* **Task prompt**
Copy out all lines of the records in which the word "styles" appears.

(Extracted records)
──────────
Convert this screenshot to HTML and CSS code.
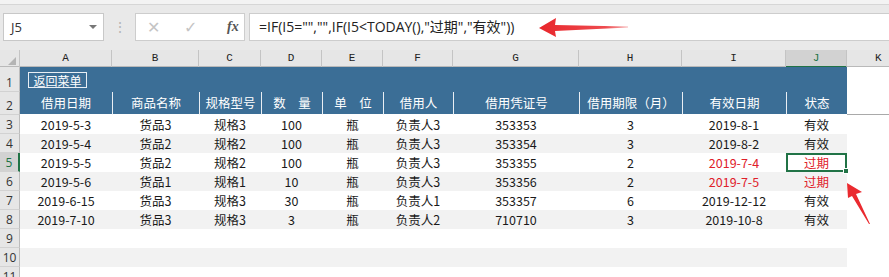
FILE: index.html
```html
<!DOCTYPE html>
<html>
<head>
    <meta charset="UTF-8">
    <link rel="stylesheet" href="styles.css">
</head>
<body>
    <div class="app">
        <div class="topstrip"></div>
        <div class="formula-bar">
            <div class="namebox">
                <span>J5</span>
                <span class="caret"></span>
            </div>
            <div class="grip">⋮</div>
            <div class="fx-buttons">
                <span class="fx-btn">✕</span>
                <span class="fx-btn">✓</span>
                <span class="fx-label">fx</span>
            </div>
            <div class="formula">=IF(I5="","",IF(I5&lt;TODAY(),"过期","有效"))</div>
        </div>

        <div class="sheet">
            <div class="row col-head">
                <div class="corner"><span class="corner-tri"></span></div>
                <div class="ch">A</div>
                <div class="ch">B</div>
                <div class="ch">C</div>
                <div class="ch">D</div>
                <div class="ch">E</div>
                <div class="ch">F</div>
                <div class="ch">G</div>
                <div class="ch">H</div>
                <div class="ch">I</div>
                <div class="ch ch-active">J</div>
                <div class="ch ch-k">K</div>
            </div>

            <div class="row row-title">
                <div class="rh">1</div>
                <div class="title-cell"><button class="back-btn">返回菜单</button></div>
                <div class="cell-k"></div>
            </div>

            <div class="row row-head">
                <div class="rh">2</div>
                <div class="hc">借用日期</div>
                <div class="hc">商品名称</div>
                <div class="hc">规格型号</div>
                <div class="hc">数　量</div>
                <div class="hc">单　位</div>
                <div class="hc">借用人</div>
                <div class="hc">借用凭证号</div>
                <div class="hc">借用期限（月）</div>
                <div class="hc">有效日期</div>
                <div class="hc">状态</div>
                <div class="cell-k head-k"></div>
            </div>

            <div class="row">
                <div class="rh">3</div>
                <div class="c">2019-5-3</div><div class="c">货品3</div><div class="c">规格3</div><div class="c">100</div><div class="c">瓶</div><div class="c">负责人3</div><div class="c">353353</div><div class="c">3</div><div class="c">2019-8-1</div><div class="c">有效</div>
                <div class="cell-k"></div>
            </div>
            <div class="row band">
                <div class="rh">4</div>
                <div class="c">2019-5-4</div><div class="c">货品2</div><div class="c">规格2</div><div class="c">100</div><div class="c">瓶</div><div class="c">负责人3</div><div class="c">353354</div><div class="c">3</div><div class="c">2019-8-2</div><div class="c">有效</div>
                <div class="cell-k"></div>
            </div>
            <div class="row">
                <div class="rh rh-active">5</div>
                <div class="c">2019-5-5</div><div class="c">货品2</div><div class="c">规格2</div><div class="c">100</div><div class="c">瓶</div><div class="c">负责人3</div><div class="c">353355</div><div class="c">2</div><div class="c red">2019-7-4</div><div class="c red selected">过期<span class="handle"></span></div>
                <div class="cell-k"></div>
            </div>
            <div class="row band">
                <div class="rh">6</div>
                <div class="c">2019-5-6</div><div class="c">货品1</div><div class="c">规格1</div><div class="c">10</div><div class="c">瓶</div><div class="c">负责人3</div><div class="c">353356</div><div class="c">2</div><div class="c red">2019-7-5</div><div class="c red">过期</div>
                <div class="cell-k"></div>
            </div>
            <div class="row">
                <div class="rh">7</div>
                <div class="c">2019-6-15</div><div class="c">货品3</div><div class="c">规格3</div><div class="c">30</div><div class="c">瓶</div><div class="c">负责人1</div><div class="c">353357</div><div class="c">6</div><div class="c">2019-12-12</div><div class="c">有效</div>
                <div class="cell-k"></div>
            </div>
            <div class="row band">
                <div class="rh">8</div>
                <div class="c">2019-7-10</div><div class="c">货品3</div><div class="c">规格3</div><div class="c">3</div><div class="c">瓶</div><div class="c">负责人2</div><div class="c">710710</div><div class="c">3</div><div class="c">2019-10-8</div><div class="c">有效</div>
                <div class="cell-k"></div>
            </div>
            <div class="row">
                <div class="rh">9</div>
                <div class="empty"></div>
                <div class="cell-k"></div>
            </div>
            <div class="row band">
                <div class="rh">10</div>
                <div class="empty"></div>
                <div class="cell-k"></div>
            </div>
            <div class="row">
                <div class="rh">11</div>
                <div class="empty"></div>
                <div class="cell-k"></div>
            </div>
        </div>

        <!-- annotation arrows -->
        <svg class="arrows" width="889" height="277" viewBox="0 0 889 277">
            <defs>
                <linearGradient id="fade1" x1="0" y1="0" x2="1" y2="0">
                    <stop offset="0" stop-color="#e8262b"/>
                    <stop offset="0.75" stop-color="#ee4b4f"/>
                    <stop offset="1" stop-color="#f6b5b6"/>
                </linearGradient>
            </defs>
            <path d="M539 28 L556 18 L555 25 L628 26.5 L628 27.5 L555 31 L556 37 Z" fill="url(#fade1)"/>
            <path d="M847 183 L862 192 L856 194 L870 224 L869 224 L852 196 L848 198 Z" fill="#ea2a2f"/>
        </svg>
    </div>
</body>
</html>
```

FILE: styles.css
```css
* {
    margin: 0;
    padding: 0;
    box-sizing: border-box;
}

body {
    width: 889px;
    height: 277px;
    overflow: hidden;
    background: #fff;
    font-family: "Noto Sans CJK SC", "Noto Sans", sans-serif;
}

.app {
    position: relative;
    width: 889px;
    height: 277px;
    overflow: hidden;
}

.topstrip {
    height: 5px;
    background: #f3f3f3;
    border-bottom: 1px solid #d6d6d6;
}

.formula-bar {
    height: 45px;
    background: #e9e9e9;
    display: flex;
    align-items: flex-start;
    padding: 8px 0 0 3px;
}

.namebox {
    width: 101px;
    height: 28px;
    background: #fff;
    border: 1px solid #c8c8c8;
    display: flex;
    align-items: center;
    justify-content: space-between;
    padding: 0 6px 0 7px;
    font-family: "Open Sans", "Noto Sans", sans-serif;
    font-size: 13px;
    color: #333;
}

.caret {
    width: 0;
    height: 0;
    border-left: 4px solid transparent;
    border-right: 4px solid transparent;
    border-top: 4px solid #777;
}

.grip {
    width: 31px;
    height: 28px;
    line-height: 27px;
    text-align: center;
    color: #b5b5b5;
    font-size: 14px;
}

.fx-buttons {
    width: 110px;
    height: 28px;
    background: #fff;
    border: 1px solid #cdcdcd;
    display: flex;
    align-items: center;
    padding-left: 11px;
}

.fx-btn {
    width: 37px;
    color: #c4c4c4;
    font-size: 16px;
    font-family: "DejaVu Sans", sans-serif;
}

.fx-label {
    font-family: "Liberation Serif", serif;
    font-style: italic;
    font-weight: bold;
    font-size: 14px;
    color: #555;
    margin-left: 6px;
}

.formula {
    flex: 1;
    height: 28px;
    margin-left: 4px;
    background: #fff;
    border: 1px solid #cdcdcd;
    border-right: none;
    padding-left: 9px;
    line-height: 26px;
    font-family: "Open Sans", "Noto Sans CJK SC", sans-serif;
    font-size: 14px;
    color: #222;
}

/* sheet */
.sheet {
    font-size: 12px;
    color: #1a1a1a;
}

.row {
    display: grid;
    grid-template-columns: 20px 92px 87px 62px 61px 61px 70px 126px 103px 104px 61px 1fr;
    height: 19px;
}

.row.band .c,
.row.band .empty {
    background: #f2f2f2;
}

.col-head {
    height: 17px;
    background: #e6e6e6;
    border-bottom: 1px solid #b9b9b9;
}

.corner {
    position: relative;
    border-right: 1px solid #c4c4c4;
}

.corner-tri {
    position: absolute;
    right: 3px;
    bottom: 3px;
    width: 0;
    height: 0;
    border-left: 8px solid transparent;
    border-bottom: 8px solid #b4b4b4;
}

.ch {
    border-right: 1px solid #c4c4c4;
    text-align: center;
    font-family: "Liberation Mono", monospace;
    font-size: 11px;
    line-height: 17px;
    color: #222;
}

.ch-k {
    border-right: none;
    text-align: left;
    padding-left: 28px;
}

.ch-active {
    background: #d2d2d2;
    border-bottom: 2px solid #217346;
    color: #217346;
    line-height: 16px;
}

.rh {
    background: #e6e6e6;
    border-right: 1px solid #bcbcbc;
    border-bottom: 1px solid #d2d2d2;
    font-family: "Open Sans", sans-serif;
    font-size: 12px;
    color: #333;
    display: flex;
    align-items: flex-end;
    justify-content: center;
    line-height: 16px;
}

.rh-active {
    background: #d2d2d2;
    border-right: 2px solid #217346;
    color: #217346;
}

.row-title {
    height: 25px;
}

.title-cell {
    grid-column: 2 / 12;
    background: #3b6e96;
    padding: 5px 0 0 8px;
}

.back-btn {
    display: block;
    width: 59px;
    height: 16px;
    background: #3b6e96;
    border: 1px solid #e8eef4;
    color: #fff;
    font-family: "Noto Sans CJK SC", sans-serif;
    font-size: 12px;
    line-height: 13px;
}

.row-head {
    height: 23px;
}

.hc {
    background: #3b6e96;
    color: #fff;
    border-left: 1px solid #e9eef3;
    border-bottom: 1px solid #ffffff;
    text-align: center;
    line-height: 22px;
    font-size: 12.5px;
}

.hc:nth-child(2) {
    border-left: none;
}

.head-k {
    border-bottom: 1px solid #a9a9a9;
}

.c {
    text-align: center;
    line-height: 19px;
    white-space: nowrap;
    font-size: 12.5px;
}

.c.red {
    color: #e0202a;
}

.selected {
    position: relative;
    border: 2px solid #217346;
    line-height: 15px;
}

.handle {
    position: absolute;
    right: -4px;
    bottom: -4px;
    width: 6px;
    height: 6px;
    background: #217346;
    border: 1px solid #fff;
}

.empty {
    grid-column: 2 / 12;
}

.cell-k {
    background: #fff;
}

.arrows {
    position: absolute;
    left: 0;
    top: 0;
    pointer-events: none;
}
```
──────────
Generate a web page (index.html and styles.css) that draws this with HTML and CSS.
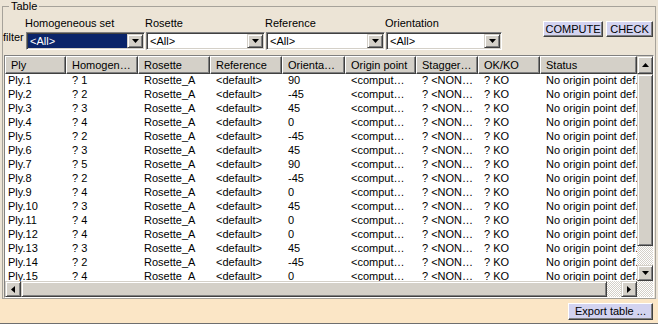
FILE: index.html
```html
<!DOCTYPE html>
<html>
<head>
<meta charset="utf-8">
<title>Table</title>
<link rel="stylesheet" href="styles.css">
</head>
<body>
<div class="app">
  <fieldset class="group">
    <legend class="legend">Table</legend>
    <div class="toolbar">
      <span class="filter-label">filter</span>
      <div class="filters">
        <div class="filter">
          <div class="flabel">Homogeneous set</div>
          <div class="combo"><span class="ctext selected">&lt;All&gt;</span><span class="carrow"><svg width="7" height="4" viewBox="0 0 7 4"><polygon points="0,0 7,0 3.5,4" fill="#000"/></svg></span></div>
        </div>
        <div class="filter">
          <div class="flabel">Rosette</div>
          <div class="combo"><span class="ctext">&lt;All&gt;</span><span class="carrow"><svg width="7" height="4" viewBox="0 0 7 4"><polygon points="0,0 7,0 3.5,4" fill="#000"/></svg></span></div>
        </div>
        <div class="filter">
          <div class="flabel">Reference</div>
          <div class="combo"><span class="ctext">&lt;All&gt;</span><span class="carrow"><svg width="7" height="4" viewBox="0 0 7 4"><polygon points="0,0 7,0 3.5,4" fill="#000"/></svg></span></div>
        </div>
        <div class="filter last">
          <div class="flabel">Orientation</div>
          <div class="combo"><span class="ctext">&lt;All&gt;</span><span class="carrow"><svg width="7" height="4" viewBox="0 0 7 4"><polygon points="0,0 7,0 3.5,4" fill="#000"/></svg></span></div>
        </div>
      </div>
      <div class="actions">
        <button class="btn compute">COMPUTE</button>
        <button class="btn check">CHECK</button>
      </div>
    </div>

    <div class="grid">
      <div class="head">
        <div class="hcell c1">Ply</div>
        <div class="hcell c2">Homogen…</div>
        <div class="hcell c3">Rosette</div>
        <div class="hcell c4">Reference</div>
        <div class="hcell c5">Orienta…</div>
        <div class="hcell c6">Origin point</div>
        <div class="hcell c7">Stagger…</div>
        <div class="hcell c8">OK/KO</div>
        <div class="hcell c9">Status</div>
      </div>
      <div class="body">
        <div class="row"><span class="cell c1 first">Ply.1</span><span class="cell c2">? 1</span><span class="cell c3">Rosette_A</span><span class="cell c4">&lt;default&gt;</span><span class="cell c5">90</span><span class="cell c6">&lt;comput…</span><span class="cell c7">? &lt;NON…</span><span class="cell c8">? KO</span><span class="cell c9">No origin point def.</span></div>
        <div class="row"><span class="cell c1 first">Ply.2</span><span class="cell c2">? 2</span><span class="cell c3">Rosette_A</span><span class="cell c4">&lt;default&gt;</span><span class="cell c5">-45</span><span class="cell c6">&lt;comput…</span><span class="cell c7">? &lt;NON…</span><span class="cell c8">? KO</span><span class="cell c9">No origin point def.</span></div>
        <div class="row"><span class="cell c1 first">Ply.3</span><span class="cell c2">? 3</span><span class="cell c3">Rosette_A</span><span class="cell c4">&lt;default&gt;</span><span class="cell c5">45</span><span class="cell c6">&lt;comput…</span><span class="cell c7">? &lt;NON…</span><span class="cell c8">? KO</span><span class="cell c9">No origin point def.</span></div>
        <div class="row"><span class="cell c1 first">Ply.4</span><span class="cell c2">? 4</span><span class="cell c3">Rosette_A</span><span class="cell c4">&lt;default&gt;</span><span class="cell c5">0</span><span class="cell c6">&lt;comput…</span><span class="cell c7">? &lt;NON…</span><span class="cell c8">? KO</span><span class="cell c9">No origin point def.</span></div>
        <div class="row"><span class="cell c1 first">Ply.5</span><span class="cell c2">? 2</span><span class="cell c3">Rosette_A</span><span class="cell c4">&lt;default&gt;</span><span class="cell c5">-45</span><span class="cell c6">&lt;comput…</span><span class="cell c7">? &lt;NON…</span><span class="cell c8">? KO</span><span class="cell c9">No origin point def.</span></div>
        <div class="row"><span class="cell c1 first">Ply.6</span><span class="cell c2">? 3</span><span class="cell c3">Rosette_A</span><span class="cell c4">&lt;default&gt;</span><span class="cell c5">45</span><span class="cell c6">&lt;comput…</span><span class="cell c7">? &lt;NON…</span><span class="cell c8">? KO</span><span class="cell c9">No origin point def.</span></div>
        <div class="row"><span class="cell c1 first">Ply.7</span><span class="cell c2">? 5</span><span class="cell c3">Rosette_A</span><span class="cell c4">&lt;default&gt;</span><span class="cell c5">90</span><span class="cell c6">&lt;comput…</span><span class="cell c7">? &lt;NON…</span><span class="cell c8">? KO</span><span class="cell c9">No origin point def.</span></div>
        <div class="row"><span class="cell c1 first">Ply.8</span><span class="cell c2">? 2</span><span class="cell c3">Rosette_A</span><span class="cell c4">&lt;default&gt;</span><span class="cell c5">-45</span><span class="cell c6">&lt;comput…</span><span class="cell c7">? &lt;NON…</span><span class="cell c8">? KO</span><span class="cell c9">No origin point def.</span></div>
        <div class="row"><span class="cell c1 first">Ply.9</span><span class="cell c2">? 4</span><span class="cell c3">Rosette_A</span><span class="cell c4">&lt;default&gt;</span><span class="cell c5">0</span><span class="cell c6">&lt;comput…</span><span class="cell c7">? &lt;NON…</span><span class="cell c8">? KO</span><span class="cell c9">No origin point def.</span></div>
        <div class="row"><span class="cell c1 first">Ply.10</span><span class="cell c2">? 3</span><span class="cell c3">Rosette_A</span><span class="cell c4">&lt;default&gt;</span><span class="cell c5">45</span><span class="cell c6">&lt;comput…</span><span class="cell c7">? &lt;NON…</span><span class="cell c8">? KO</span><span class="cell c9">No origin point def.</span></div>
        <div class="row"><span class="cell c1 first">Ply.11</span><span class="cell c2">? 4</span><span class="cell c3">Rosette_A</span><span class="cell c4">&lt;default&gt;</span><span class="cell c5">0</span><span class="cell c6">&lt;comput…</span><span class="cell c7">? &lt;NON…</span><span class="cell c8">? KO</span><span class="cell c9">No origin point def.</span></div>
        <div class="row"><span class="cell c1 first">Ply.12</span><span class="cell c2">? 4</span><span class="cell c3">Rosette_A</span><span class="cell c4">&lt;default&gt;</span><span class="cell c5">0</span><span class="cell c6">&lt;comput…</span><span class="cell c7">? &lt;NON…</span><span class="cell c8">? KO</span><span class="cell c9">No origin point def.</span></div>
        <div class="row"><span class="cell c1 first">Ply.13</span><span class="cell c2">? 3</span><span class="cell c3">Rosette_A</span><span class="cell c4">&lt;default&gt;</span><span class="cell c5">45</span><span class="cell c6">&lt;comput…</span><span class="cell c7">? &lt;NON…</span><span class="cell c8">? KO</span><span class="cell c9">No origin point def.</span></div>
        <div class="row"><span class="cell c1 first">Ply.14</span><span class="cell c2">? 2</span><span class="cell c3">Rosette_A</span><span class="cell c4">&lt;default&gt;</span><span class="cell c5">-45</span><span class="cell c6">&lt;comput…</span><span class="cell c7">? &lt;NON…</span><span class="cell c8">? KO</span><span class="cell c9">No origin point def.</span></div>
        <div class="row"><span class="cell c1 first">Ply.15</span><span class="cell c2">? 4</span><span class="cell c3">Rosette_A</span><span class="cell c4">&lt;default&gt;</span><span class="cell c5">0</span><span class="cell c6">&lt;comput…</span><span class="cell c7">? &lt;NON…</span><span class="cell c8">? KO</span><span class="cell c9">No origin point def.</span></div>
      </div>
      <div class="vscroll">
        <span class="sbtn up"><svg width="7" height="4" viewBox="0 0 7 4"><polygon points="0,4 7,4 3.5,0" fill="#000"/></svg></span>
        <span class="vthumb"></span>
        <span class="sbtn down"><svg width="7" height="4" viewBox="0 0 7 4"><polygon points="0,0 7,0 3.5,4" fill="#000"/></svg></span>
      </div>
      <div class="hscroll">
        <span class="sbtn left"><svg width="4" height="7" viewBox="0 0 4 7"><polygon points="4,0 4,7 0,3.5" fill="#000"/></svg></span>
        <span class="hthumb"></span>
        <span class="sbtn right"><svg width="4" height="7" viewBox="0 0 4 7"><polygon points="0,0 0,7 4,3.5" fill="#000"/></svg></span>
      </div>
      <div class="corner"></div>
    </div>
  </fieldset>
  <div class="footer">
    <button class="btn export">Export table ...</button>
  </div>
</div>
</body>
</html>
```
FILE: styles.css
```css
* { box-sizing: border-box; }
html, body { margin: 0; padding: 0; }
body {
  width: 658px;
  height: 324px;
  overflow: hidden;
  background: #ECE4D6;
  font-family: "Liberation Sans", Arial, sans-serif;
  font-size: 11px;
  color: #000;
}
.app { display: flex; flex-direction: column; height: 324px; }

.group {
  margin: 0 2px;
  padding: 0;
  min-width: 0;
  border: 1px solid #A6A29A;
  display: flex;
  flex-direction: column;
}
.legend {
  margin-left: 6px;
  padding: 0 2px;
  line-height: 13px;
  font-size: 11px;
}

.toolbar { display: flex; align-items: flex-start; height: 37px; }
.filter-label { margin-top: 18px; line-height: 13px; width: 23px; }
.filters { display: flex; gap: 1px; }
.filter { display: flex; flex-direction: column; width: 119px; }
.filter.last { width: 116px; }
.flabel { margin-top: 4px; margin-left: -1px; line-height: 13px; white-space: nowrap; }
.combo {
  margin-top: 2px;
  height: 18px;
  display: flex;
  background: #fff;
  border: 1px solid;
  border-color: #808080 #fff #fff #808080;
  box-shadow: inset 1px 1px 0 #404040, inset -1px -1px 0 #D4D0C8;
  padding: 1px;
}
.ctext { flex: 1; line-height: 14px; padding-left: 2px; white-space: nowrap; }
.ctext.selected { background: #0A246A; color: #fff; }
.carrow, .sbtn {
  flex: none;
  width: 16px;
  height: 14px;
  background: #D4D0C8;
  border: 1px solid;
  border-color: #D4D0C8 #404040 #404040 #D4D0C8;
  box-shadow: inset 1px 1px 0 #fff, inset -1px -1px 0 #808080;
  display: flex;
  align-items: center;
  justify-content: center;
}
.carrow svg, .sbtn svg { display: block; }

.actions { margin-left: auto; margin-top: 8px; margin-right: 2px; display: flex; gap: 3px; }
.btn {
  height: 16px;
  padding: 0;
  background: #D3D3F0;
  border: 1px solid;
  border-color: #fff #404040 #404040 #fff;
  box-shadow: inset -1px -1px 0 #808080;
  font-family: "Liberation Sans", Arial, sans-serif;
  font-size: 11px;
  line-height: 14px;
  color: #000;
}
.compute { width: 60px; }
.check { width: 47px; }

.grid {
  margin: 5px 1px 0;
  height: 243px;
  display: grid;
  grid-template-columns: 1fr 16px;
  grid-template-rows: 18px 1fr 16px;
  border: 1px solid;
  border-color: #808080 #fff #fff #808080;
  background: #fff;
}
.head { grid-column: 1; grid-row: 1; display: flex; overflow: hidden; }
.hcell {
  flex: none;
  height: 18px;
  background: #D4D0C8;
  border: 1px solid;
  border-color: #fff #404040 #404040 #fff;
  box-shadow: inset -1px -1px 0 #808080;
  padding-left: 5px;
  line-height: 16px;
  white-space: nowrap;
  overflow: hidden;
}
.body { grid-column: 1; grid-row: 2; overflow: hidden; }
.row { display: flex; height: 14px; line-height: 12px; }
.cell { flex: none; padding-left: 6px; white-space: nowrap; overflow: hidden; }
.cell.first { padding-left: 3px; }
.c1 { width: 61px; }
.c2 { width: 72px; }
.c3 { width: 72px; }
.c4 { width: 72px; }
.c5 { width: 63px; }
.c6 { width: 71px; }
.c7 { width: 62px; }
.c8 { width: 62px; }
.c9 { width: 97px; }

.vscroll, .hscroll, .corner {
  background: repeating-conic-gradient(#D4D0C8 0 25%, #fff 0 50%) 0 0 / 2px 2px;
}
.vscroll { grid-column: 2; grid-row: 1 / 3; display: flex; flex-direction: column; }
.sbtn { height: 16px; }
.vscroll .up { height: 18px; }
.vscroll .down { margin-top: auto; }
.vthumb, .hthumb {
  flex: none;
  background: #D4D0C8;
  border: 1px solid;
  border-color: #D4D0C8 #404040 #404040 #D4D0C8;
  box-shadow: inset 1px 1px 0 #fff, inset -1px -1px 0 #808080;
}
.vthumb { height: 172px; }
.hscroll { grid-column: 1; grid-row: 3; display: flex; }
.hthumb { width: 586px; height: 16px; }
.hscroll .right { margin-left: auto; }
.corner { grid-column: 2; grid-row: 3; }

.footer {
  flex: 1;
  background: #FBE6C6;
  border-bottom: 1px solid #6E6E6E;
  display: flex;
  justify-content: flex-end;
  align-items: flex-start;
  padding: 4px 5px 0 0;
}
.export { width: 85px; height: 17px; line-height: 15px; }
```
──────────
* **The answer**
    <link rel="stylesheet" href="styles.css">
FILE: styles.css
Generate a web page (index.html and styles.css) that draws this with HTML and CSS.
<link rel="stylesheet" href="styles.css">
FILE: styles.css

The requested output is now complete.